Он, фон Зигель, щедро авансирует обещаниями того и другого.
Что бы такое и кому из полицейских в Слепышах пообещать? Только одному, кому — безразлично. Узнать фамилии, выбрать одну и поманить ее владельца пряником.
Довольный, что нашел ловкий ход, фон Зигель написал на листке бумаги, где значилось все, что следовало сделать завтра: «Сообщить, что полицейский такой-то за особые заслуги (не называть какие!) представлен к награде. Возможно, это будет медаль».
2
Угрюмая, злая тишина повисла в землянке, когда пришел Афоня и рассказал подробности гибели Павла. Не потому, что напугала смерть товарища: она на войне, да еще во вражеском тылу, — дело обыденное. Кровно обидело и разозлило то, что от руки последнего труса и не в бою, а при случайной встрече погиб Павел.
Помолчали. Потом Григорий с Юркой заспорили, даже поссорились. А из-за чего? Оба требовали немедленно казнить убийцу, но Григорию непременно подавай суд и все прочее, а Юрка это считал излишним:
— И чего с ним цацкаться? Суд — это уже признание, что того гада за человека считаем. А он — бешеная собака, которую нужно немедленно просто убить!
Конец спору положил Каргин. Он долго терпел перебранку, а тут хлопнул ладонью по столу и сказал так властно, что приятели сразу угомонились:
— Поорали — и хватит!.. Почему погиб Павел?.. Вас спрашиваю.

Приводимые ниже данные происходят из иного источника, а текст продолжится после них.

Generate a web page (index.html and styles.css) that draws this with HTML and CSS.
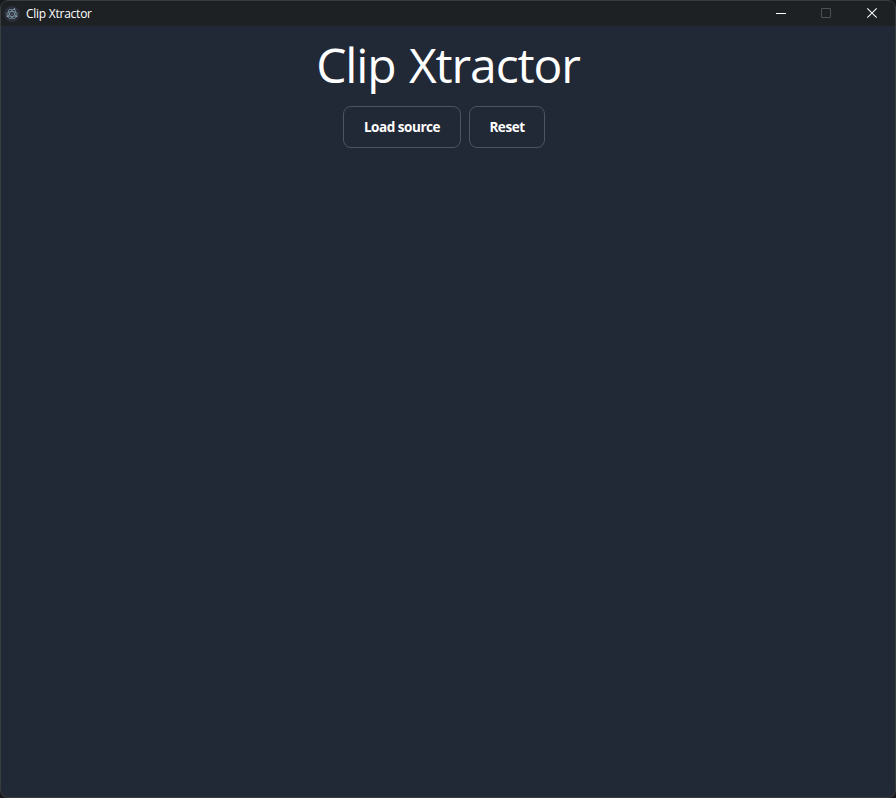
FILE: index.html
```html
<!DOCTYPE html>
<html lang="en">
<head>
<meta charset="utf-8">
<title>Clip Xtractor</title>
<link rel="stylesheet" href="styles.css">
</head>
<body>
<div class="window">
  <header class="titlebar">
    <svg class="app-icon" width="16" height="16" viewBox="0 0 16 16">
      <circle cx="8" cy="8" r="8" fill="#2b2e3b"/>
      <g fill="none" stroke="#86a3af" stroke-width=".7">
        <ellipse cx="8" cy="8" rx="5.2" ry="2.4"/>
        <ellipse cx="8" cy="8" rx="5.2" ry="2.4" transform="rotate(60 8 8)"/>
        <ellipse cx="8" cy="8" rx="5.2" ry="2.4" transform="rotate(120 8 8)"/>
      </g>
      <circle cx="8" cy="8" r="1.5" fill="#2b2e3b"/>
      <g fill="#a0bac4">
        <circle cx="8" cy="8" r=".6"/>
        <circle cx="10.5" cy="2.9" r=".75"/>
        <circle cx="3.4" cy="10.3" r=".75"/>
        <circle cx="12.6" cy="10.3" r=".75"/>
      </g>
    </svg>
    <span class="caption">Clip Xtractor</span>
    <div class="controls">
      <svg width="46" height="25" viewBox="0 0 46 25"><path d="M13 12.5h10" stroke="#fff"/></svg>
      <svg width="46" height="25" viewBox="0 0 46 25"><rect x="12.5" y="7.5" width="9" height="9" rx=".5" fill="none" stroke="#4f5254"/></svg>
      <svg width="46" height="25" viewBox="0 0 46 25"><path d="M12.3 7.3l9.4 9.4m0-9.4l-9.4 9.4" stroke="#f4f4f4" stroke-width="1.15"/></svg>
    </div>
  </header>
  <main class="content">
    <h1 class="title">Clip Xtractor</h1>
    <div class="actions">
      <button class="btn load">Load source</button>
      <button class="btn reset">Reset</button>
    </div>
  </main>
</div>
</body>
</html>
```
FILE: styles.css
```css
* { box-sizing: border-box; }
html, body { margin: 0; height: 100%; background: #17191c; overflow: hidden; }
body { font-family: "Open Sans", "Noto Sans", sans-serif; color: #fff; }
.window {
  height: 798px;
  border: 1px solid #3a3d40;
  border-radius: 8px;
  background: #222936;
  overflow: hidden;
}
.titlebar {
  display: flex;
  align-items: center;
  height: 25px;
  padding-left: 3px;
  background: #1e2124;
}
.app-icon { flex: none; }
.caption { margin-left: 6px; flex: 1; font-size: 12px; line-height: 24px; letter-spacing: -0.25px; }
.controls { display: flex; margin-right: -6px; }
.controls svg { display: block; }
.content { display: flex; flex-direction: column; align-items: center; padding-top: 15px; }
.title { margin: 0; font-size: 48px; line-height: 48px; font-weight: 400; letter-spacing: -1.1px; word-spacing: 2px; white-space: nowrap; }
.actions { display: flex; gap: 8px; margin: 17px 8px 0 0; }
.btn {
  height: 42px;
  padding: 0;
  border: 1px solid #4b5563;
  border-radius: 8px;
  background: #222936;
  color: #fff;
  font: 700 13.5px/20px "Open Sans", "Noto Sans", sans-serif;
  letter-spacing: -0.45px;
}
.load { width: 118px; }
.reset { width: 76px; }
```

— Случай… Судьба такая глупая, — буркнул Григорий.
— Случай! Судьба! — передразнил Каргин, начавший злиться. — Эту самую судьбу я вчера по всему лесу видел. Наследили, будто гонки лыжные состоялись!
— Зимой завсегда след остается, — стал закипать и Григорий. — Не ангелы мы, а люди, по земле ходим!
— С головой ходить надо!.. Как у нас на Урале охотники к своим потаенным удачливым угодьям ходят? Перед метелью или в снегопад. Чтобы следы сразу замело!.. И еще елочку за собой тащат, лыжню заравнивают!.. Вот так-то…
Возразить нечего. Лишь Петро спрашивает:
— Дядя Ваня, а почему этого ты раньше не сказал? Когда дядя Павел еще живой был?